**INFORMATION SUPPLIED:**

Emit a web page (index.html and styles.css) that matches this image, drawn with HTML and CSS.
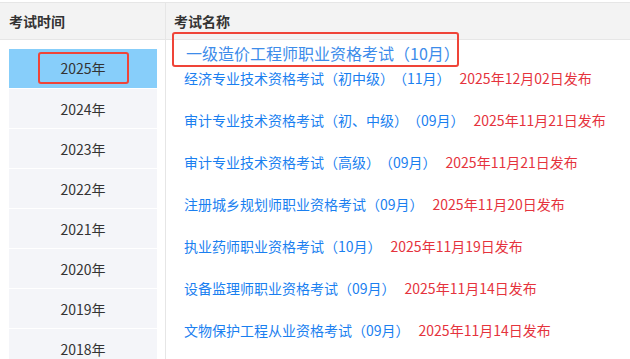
FILE: index.html
```html
<!DOCTYPE html>
<html lang="zh-CN">
<head>
    <meta charset="UTF-8">
    <meta name="viewport" content="width=device-width, initial-scale=1.0">
    <title>考试公告</title>
    <link rel="stylesheet" href="styles.css">
</head>
<body>
    <div class="exam-table">
        <div class="head">
            <div class="head-cell col-year">考试时间</div>
            <div class="head-cell col-name">考试名称</div>
        </div>
        <div class="body">
            <ul class="year-list">
                <li class="year active"><span class="mark">2025年</span></li>
                <li class="year">2024年</li>
                <li class="year">2023年</li>
                <li class="year">2022年</li>
                <li class="year">2021年</li>
                <li class="year">2020年</li>
                <li class="year">2019年</li>
                <li class="year">2018年</li>
            </ul>
            <div class="exam-list">
                <div class="exam-title">一级造价工程师职业资格考试（10月）</div>
                <ul class="exam-rows">
                    <li><a href="#">经济专业技术资格考试（初中级）<span class="month">（11月）</span></a><span class="date">2025年12月02日发布</span></li>
                    <li><a href="#">审计专业技术资格考试（初、中级）<span class="month">（09月）</span></a><span class="date">2025年11月21日发布</span></li>
                    <li><a href="#">审计专业技术资格考试（高级）<span class="month">（09月）</span></a><span class="date">2025年11月21日发布</span></li>
                    <li><a href="#">注册城乡规划师职业资格考试（09月）</a><span class="date">2025年11月20日发布</span></li>
                    <li><a href="#">执业药师职业资格考试（10月）</a><span class="date">2025年11月19日发布</span></li>
                    <li><a href="#">设备监理师职业资格考试（09月）</a><span class="date">2025年11月14日发布</span></li>
                    <li><a href="#">文物保护工程从业资格考试（09月）</a><span class="date">2025年11月14日发布</span></li>
                </ul>
            </div>
        </div>
    </div>
</body>
</html>
```

FILE: styles.css
```css
html, body {
    overflow: hidden;
}

body {
    margin: 0;
    font-family: "Noto Sans CJK SC", "Liberation Sans", sans-serif;
    font-size: 14px;
    color: #333;
}

.exam-table {
    margin-top: 2px;
    border-top: 1px solid #e6e6e6;
}

.head {
    display: grid;
    grid-template-columns: 166px 1fr;
    height: 36px;
    background: #f3f3f3;
    border-bottom: 1px solid #e6e6e6;
}

.head-cell {
    line-height: 36px;
    font-weight: bold;
    color: #333;
}

.col-year {
    padding-left: 9px;
    border-right: 1px solid #e6e6e6;
}

.col-name {
    padding-left: 8px;
}

.body {
    display: grid;
    grid-template-columns: 166px 1fr;
}

.year-list {
    list-style: none;
    margin: 0;
    padding: 9px 8px 0 9px;
    border-right: 1px solid #e6e6e6;
}

.year {
    height: 39px;
    margin-bottom: 1px;
    display: flex;
    align-items: center;
    justify-content: center;
    background: #f4f5f9;
}

.year.active {
    background: #87cefa;
}

.mark {
    box-sizing: border-box;
    width: 91px;
    height: 32px;
    line-height: 28px;
    margin-top: -2px;
    text-align: center;
    border: 2px solid #ef4438;
    border-radius: 3px;
}

.exam-list {
    display: flex;
    flex-direction: column;
}

.exam-title {
    position: relative;
    margin-top: 4px;
    padding-left: 20px;
    line-height: 18px;
    font-size: 16px;
    color: #3d8cea;
}

/* highlight frame drawn over the header edge */
.exam-title::after {
    content: "";
    position: absolute;
    left: 6px;
    top: -12px;
    width: 287px;
    height: 35px;
    box-sizing: border-box;
    border: 2px solid #ef4438;
    border-radius: 3px;
}

.exam-rows {
    list-style: none;
    margin: 6px 0 0;
    padding: 0 0 0 18px;
    display: flex;
    flex-direction: column;
    gap: 22px;
}

.exam-rows li {
    line-height: 20px;
    white-space: nowrap;
}

.exam-rows a {
    color: #1a7ff0;
    text-decoration: none;
}

.month {
    margin-left: 6px;
}

.date {
    margin-left: 9px;
    color: #e5333d;
}
```
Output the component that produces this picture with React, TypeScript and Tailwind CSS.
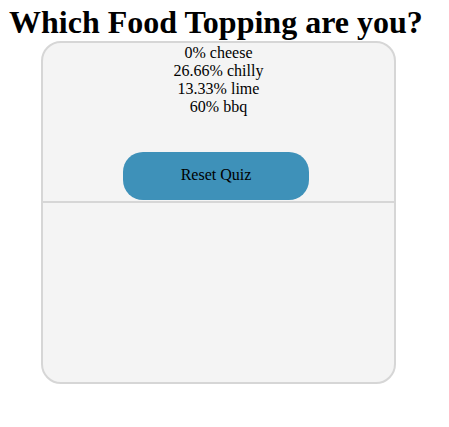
export default function App() {
  return (
    <div className="w-[449px] h-[427px] bg-white text-black" style={{ fontFamily: '"Liberation Serif", "Times New Roman", serif' }}>
      <h1 className="ml-[9px] pt-[4px] text-[32px] font-bold leading-[37px] whitespace-nowrap">Which Food Topping are you?</h1>
      <div className="ml-[41px] w-[355px] h-[343px] border-2 border-[#d6d6d6] rounded-[20px] bg-[#f4f4f4] flex flex-col">
        <div className="h-[160px] flex flex-col border-b-2 border-[#d6d6d6]">
          <div className="pt-[1px] text-[16px] leading-[18px] text-center">
            <div>0% cheese</div>
            <div>26.66% chilly</div>
            <div>13.33% lime</div>
            <div>60% bbq</div>
          </div>
          <button className="mt-auto mb-[1px] ml-[80px] w-[186px] h-[48px] pb-[3px] rounded-[20px] bg-[#3e91b9] text-[16px] text-black flex items-center justify-center">
            Reset Quiz
          </button>
        </div>
        <div className="flex-1" />
      </div>
    </div>
  );
}
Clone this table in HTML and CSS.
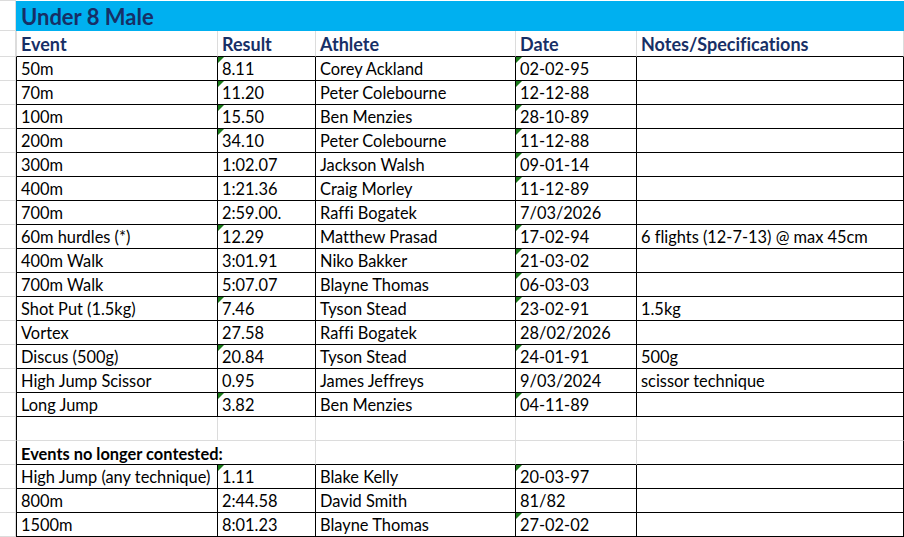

**EXERCISE TASK:**
Make an exact copy of the records above, with the pictures left out.

**COMPLETE ANSWER:**
Emit a web page (index.html and styles.css) that matches this image, drawn with HTML and CSS.
FILE: index.html
```html
<!DOCTYPE html>
<html lang="zh-CN">
<head>
    <meta charset="UTF-8">
    <meta name="viewport" content="width=device-width, initial-scale=1.0">
    <title>考试公告</title>
    <link rel="stylesheet" href="styles.css">
</head>
<body>
    <div class="exam-table">
        <div class="head">
            <div class="head-cell col-year">考试时间</div>
            <div class="head-cell col-name">考试名称</div>
        </div>
        <div class="body">
            <ul class="year-list">
                <li class="year active"><span class="mark">2025年</span></li>
                <li class="year">2024年</li>
                <li class="year">2023年</li>
                <li class="year">2022年</li>
                <li class="year">2021年</li>
                <li class="year">2020年</li>
                <li class="year">2019年</li>
                <li class="year">2018年</li>
            </ul>
            <div class="exam-list">
                <div class="exam-title">一级造价工程师职业资格考试（10月）</div>
                <ul class="exam-rows">
                    <li><a href="#">经济专业技术资格考试（初中级）<span class="month">（11月）</span></a><span class="date">2025年12月02日发布</span></li>
                    <li><a href="#">审计专业技术资格考试（初、中级）<span class="month">（09月）</span></a><span class="date">2025年11月21日发布</span></li>
                    <li><a href="#">审计专业技术资格考试（高级）<span class="month">（09月）</span></a><span class="date">2025年11月21日发布</span></li>
                    <li><a href="#">注册城乡规划师职业资格考试（09月）</a><span class="date">2025年11月20日发布</span></li>
                    <li><a href="#">执业药师职业资格考试（10月）</a><span class="date">2025年11月19日发布</span></li>
                    <li><a href="#">设备监理师职业资格考试（09月）</a><span class="date">2025年11月14日发布</span></li>
                    <li><a href="#">文物保护工程从业资格考试（09月）</a><span class="date">2025年11月14日发布</span></li>
                </ul>
            </div>
        </div>
    </div>
</body>
</html>
```

FILE: styles.css
```css
html, body {
    overflow: hidden;
}

body {
    margin: 0;
    font-family: "Noto Sans CJK SC", "Liberation Sans", sans-serif;
    font-size: 14px;
    color: #333;
}

.exam-table {
    margin-top: 2px;
    border-top: 1px solid #e6e6e6;
}

.head {
    display: grid;
    grid-template-columns: 166px 1fr;
    height: 36px;
    background: #f3f3f3;
    border-bottom: 1px solid #e6e6e6;
}

.head-cell {
    line-height: 36px;
    font-weight: bold;
    color: #333;
}

.col-year {
    padding-left: 9px;
    border-right: 1px solid #e6e6e6;
}

.col-name {
    padding-left: 8px;
}

.body {
    display: grid;
    grid-template-columns: 166px 1fr;
}

.year-list {
    list-style: none;
    margin: 0;
    padding: 9px 8px 0 9px;
    border-right: 1px solid #e6e6e6;
}

.year {
    height: 39px;
    margin-bottom: 1px;
    display: flex;
    align-items: center;
    justify-content: center;
    background: #f4f5f9;
}

.year.active {
    background: #87cefa;
}

.mark {
    box-sizing: border-box;
    width: 91px;
    height: 32px;
    line-height: 28px;
    margin-top: -2px;
    text-align: center;
    border: 2px solid #ef4438;
    border-radius: 3px;
}

.exam-list {
    display: flex;
    flex-direction: column;
}

.exam-title {
    position: relative;
    margin-top: 4px;
    padding-left: 20px;
    line-height: 18px;
    font-size: 16px;
    color: #3d8cea;
}

/* highlight frame drawn over the header edge */
.exam-title::after {
    content: "";
    position: absolute;
    left: 6px;
    top: -12px;
    width: 287px;
    height: 35px;
    box-sizing: border-box;
    border: 2px solid #ef4438;
    border-radius: 3px;
}

.exam-rows {
    list-style: none;
    margin: 6px 0 0;
    padding: 0 0 0 18px;
    display: flex;
    flex-direction: column;
    gap: 22px;
}

.exam-rows li {
    line-height: 20px;
    white-space: nowrap;
}

.exam-rows a {
    color: #1a7ff0;
    text-decoration: none;
}

.month {
    margin-left: 6px;
}

.date {
    margin-left: 9px;
    color: #e5333d;
}
```
Output the component that produces this picture with React, TypeScript and Tailwind CSS.
export default function App() {
  return (
    <div className="w-[449px] h-[427px] bg-white text-black" style={{ fontFamily: '"Liberation Serif", "Times New Roman", serif' }}>
      <h1 className="ml-[9px] pt-[4px] text-[32px] font-bold leading-[37px] whitespace-nowrap">Which Food Topping are you?</h1>
      <div className="ml-[41px] w-[355px] h-[343px] border-2 border-[#d6d6d6] rounded-[20px] bg-[#f4f4f4] flex flex-col">
        <div className="h-[160px] flex flex-col border-b-2 border-[#d6d6d6]">
          <div className="pt-[1px] text-[16px] leading-[18px] text-center">
            <div>0% cheese</div>
            <div>26.66% chilly</div>
            <div>13.33% lime</div>
            <div>60% bbq</div>
          </div>
          <button className="mt-auto mb-[1px] ml-[80px] w-[186px] h-[48px] pb-[3px] rounded-[20px] bg-[#3e91b9] text-[16px] text-black flex items-center justify-center">
            Reset Quiz
          </button>
        </div>
        <div className="flex-1" />
      </div>
    </div>
  );
}
Clone this table in HTML and CSS.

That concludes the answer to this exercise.